# Basics of probability theory
## Axioms of probability
The following axioms go back to [A. Kolmogorov](https://en.wikipedia.org/wiki/Andrey_Kolmogorov):
:::info **Definition (Probability distribution).**
A **probability distribution** $\mathbb P$ on a sample space $\Omega$ is a mapping from **events of $\Omega$** (certain subsets of $\Omega$) to the real numbers $\mathbb R$ satisfying the following **probability axioms**:
1. $\mathbb P(A) \geq 0$ for any event $A$
2. $\mathbb P(\Omega) = 1$
3. $\mathbb P(A \cup B) = \mathbb P(A) + \mathbb P(B)$ for events $A,B$ that are **mutually exclusiv**, i.e., they are disjoint as subsets: $A \cap B = \emptyset$
We call $\mathbb P(A)$ the **probability** of the event $A$.
:::
This definition has many important consequences such as:
* $\mathbb P(\emptyset) = 0$
* $A \subseteq B \implies \mathbb P(A) \leq \mathbb P(B)$
* If $(A_i)_{i \in I}$ is a family of (finite or countably infinite) disjoint events (i.e. $A_i \cap A_j = \emptyset$ for $i \neq j$), then $\mathbb P\left( \bigcup_{i \in I} A_i \right) = \sum_{i \in I} P(A_i)$
## Discrete probability distributions
A probability distribution $\mathbb P$ is **discrete** if the sample set $\Omega$ it is defined over is finite or countably infinite. Recall that a set is countably infinite if it has the same cardinality as the natural numbers $\mathbb N$. Then, for any event $A$, we get
$$\mathbb P(A) = \sum_{a \in A} \mathbb P(\{a\}).$$
:::info **Definition (Random variable).**
A **(discrete) random variable** $X$ is a function from a (finite or countably infinite) sample space $\Omega$ to the real numbers.
:::
A random variable associates a real number with each possible outcome of an experiment, allowing us to work with the probability distribution induced on the resulting set of numbers.
**Examples:**
* **Uniform distribution:** The probability to pick $s \in S$ is $\mathbb P(X = s) = \frac{1}{|S|}$ (e.g. coin-tossing).
* **Binomial distribution:** The probability of getting exactly $k$ successes in $n$ independent trials where each success occurs with the same probability $p$ is given by $\mathbb P(X = k) = \binom{n}{k} p^k (1-p)^{n-k}$.
## Expectation values
In the probabilistic analysis of algorithms we will be interested in *average* outcomes, modeled by **expectation values**.
:::info **Definition (Expectation value).**
Let $X$ be a discrete random variable with outcomes $(x_i)_{i \in I}$. The **expected (or expectation or mean) value** of a discrete random variable is
$$\mathbb E[X] := \mu_X := \sum_{i \in I} x_i \cdot \mathbb P(X = x_i).$$
:::
**Example.** Consider a game in which you flip two fair coins.
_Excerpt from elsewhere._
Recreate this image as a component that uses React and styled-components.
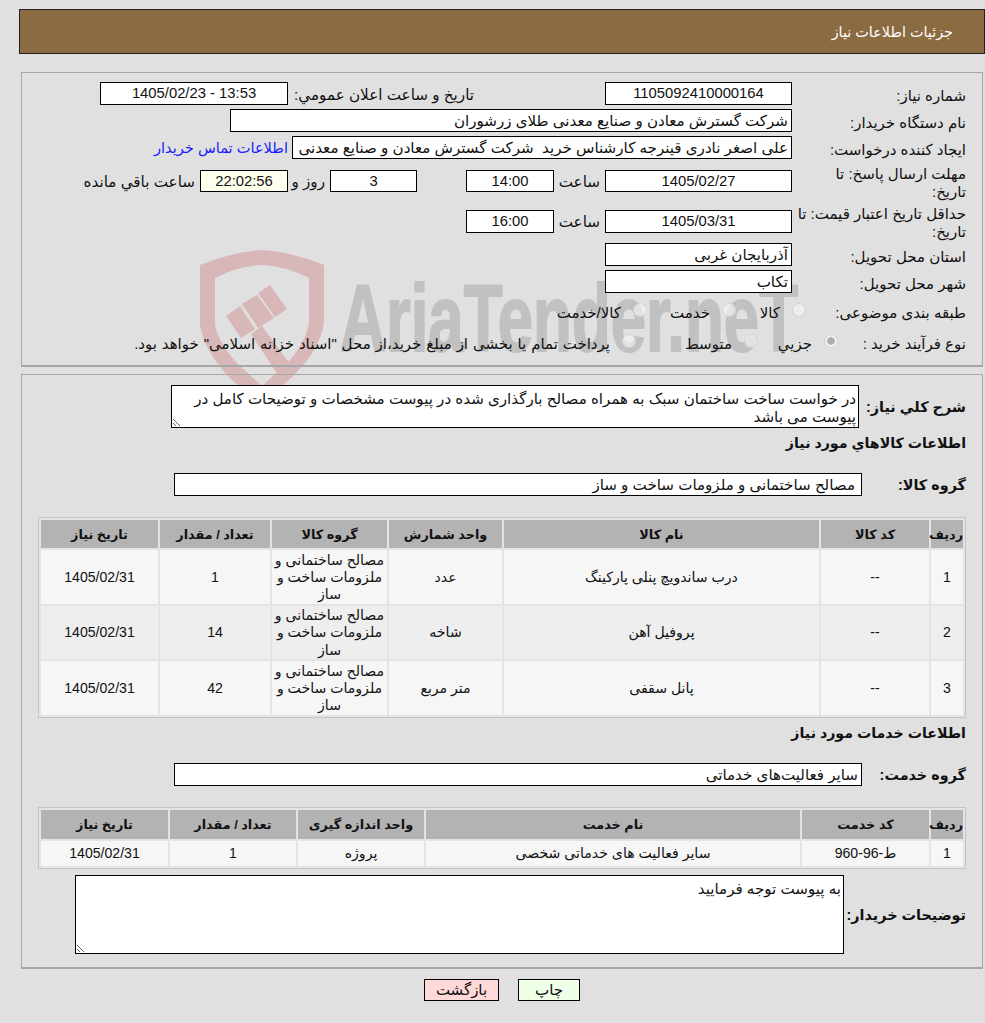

You earn $3 for each heads, but lose $2 for each tails. What is the expected/mean outcome of your earnings? The answer is given by the expectation value:
$$\begin{align}
\mathbb E[X] & = 6 \cdot \mathbb P(\text{$2$ heads}) + 1 \cdot \mathbb P(\text{$1$ head, $1$ tail}) - 4 \cdot \mathbb P(\text{$2$ tails}) \\
& = 6 \cdot \frac{1}{4} + 1 \cdot \frac{1}{2} - 4 \cdot \frac{1}{4} \\
& = 1
\end{align} \\
$$
One can prove that he expectation value has many useful properties:
* $\mathbb E[X + Y] = \mathbb E[X] + \mathbb E[Y]$ for random variables $X,Y$
* $E[g(X)] = \sum_{x} g(x) \cdot \mathbb P[X = x]$ for any random variable $X$ and any function $g$ such that the expectation value of $g(X)$ is defined
* $\mathbb E[aX] = a \mathbb E[X]$ for any constant $a \in \mathbb R$
* $\mathbb E[XY] = \mathbb E[X] \cdot \mathbb E[Y]$ for independent random variables $X,Y$, where each of the expectations is defined
We call two random variables $X$ and $Y$ **independent** if $\mathbb P(X = x, Y= y) = \mathbb P(X = x) \mathbb P(Y = y)$.
## Indicator random variables
In general, for a sample space $\Omega$ and an event $A$ we define the **indicator random variable:**
$$\mathbb I(A) := X_A := \begin{cases}
1 & \text{if $A$ occurs} \\
0 & \text{if $A$ does not occur} \\
\end{cases}$$
One can show that for an event $A$, we have $\mathbb E[X_A] = \mathbb P(A)$.